For City supporters, the meaning is often tied to respect. There is satisfaction in beating the biggest club in the city’s football history, especially after years of hearing that United alone defined Manchester. Every derby win is another push against that old hierarchy.

That is why the fixture can feel tense even when one side is in better form. League position matters, but it never tells the full story. The derby is tied to memory, class, geography, identity and resentment. A poor season can be softened by winning it. A strong season can be spoiled by losing it badly.

Old Trafford and the Etihad create different moods

The split also shows in the grounds themselves. Old Trafford still carries size, noise and the sense of an institution built over generations. A derby there feels heavy, especially when the home crowd senses an early chance to rattle City. The Etihad, by contrast, reflects the modern City era: sharper, more controlled, built around a team used to dictating matches. A derby there often begins with a different sort of tension, less anxious, more expectant.

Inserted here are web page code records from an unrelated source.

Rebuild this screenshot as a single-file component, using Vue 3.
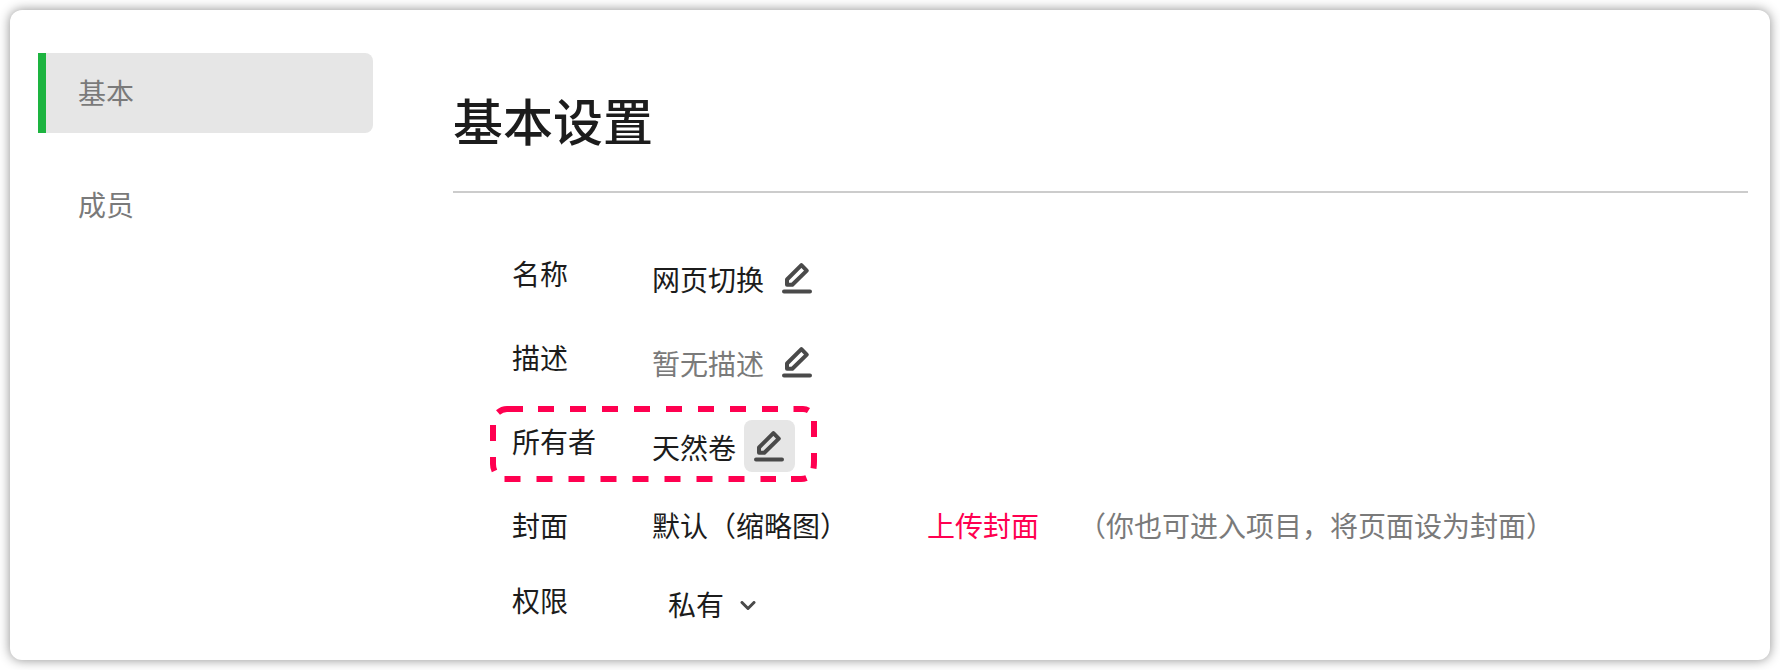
<script setup>
import { ref } from 'vue'

const tabs = ['基本', '成员']
const active = ref('基本')
const access = ref('私有')
const fields = [
  { label: '名称', value: '网页切换' },
  { label: '描述', value: '暂无描述', muted: true },
  { label: '所有者', value: '天然卷', marked: true },
]
</script>

<template>
  <div class="card">
    <nav class="side">
      <a
        v-for="tab in tabs"
        :key="tab"
        href="#"
        class="tab"
        :class="{ active: tab === active }"
        @click.prevent="active = tab"
      >{{ tab }}</a>
    </nav>

    <main class="content">
      <h1>基本设置</h1>

      <div class="rows">
        <div v-for="f in fields" :key="f.label" class="row">
          <span class="label">{{ f.label }}</span>
          <div class="value editable">
            <span class="text" :class="{ muted: f.muted }">{{ f.value }}</span>
            <button type="button" class="edit" :class="{ hovered: f.marked }" :aria-label="'编辑' + f.label">
              <svg width="30" height="32" viewBox="0 0 30 32" fill="none" stroke="currentColor">
                <path d="M5 17.5 19.4 3.2 24.8 8.6 10.3 22.8H5Z" stroke-width="4" stroke-linejoin="round" />
                <path d="M2 29.5H28" stroke-width="4" stroke-linecap="round" />
              </svg>
            </button>
          </div>
          <svg v-if="f.marked" class="marker" width="328" height="76" viewBox="490 406 328 76" fill="none" stroke="#ff0050" stroke-width="6" aria-hidden="true">
            <path d="M498 412.500Q502 409 507 409H523M793.500 409H803Q806 409 808.500 410.500" />
            <path d="M538 409H778" stroke-dasharray="16 16" />
            <path d="M814 421V437M814 453V461Q814 465 813.500 468.500" />
            <path d="M806.500 478Q804 479 801 479H791" />
            <path d="M504.500 479H776" stroke-dasharray="16 16" />
            <path d="M493 425V441M493 457V464Q493 468 494.500 471" />
          </svg>
        </div>

        <div class="row cover">
          <span class="label">封面</span>
          <div class="value">
            <span>默认（缩略图）</span>
            <a href="#" class="upload" @click.prevent>上传封面</a>
            <span class="muted">（你也可进入项目，将页面设为封面）</span>
          </div>
        </div>

        <div class="row">
          <label class="label" for="access">权限</label>
          <div class="picker">
            <select id="access" v-model="access">
              <option>私有</option>
              <option>公开</option>
            </select>
            <svg width="16" height="10" viewBox="0 0 16 10" fill="none" stroke="#4a4a4a" stroke-width="3" stroke-linecap="round" stroke-linejoin="round" aria-hidden="true">
              <path d="M2 1.500 8 7.500 14 1.500" />
            </svg>
          </div>
        </div>
      </div>
    </main>
  </div>
</template>

<style>
body {
  background: #fff;
}
</style>

<style scoped>
.card {
  box-sizing: border-box;
  display: flex;
  gap: 80px;
  min-height: calc(100vh - 20px);
  margin: 10px;
  padding: 43px 22px 28px 28px;
  border-radius: 12px;
  background: #fff;
  box-shadow: 0 0 12px rgba(0, 0, 0, 0.45);
  color: #1c1c1c;
  font-family: "Noto Sans CJK SC", sans-serif;
  font-size: 28px;
  line-height: 40px;
}

.side {
  display: flex;
  flex: 0 0 335px;
  flex-direction: column;
  gap: 32px;
}

.tab {
  padding: 19px 32px 21px;
  border-left: 8px solid transparent;
  border-radius: 0 8px 8px 0;
  color: #7a7a7a;
  text-decoration: none;
}

.tab.active {
  border-left-color: #1db440;
  background: #e6e6e6;
}

.content {
  flex: 1;
  min-width: 0;
  padding-top: 30px;
}

h1 {
  margin: 0 0 59px;
  padding-bottom: 36px;
  border-bottom: 2px solid #ccc;
  font-size: 50px;
  font-weight: 500;
  line-height: 72px;
}

.rows {
  display: flex;
  flex-direction: column;
  gap: 32px;
  padding-left: 59px;
  line-height: 42px;
}

.row {
  position: relative;
  display: flex;
  align-items: flex-start;
}

.cover {
  min-height: 43px;
}

.label {
  flex: 0 0 140px;
}

.value {
  display: flex;
  flex-wrap: wrap;
}

.editable {
  align-items: center;
  gap: 8px;
}

.text {
  padding-top: 2px;
}

.muted {
  color: #7a7a7a;
}

.edit {
  display: grid;
  place-items: center start;
  width: 51px;
  height: 52px;
  padding: 0 0 0 10px;
  border: 0;
  border-radius: 8px;
  background: transparent;
  color: #4a4a4a;
}

.edit.hovered {
  background: #e6e6e6;
}

.marker {
  position: absolute;
  top: -14px;
  left: -22px;
  pointer-events: none;
}

.upload {
  margin: 0 39px 0 79px;
  color: #ff0050;
  text-decoration: none;
}

.picker {
  display: grid;
  align-items: center;
}

.picker select,
.picker svg {
  grid-area: 1 / 1;
}

.picker select {
  height: 50px;
  padding: 0 48px 0 16px;
  border: 0;
  background: transparent;
  color: inherit;
  font: inherit;
  appearance: none;
}

.picker svg {
  justify-self: end;
  margin: 4px 17px 0 0;
  pointer-events: none;
}
</style>
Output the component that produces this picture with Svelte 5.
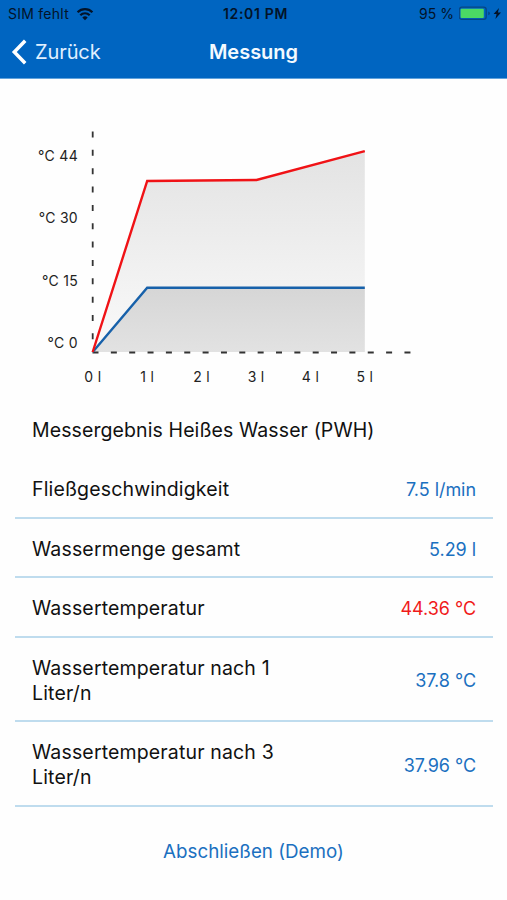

Those settings matter because supporters shape the emotional tone of the match. United fans often try to turn the game into a contest of will and momentum. City fans tend to respond to control, pressure and technical superiority. That difference mirrors the two clubs in their modern forms.

Manchester is not neatly divided, but it is deeply marked by the rivalry

Trying to map the city out as red here and blue there misses the point. The real split is messier and more interesting than that. It runs through homes, schools, workplaces, pubs and friendships. It shifts by generation. It changes with results. It gets louder when one side is on top. It never disappears.

That is why Manchester United against Manchester City remains more than a major fixture. It is the city arguing with itself through football. One club has the older global shadow. The other has set much of the modern standard. Both claim Manchester. Neither will give an inch.

On derby day, that argument is impossible to miss.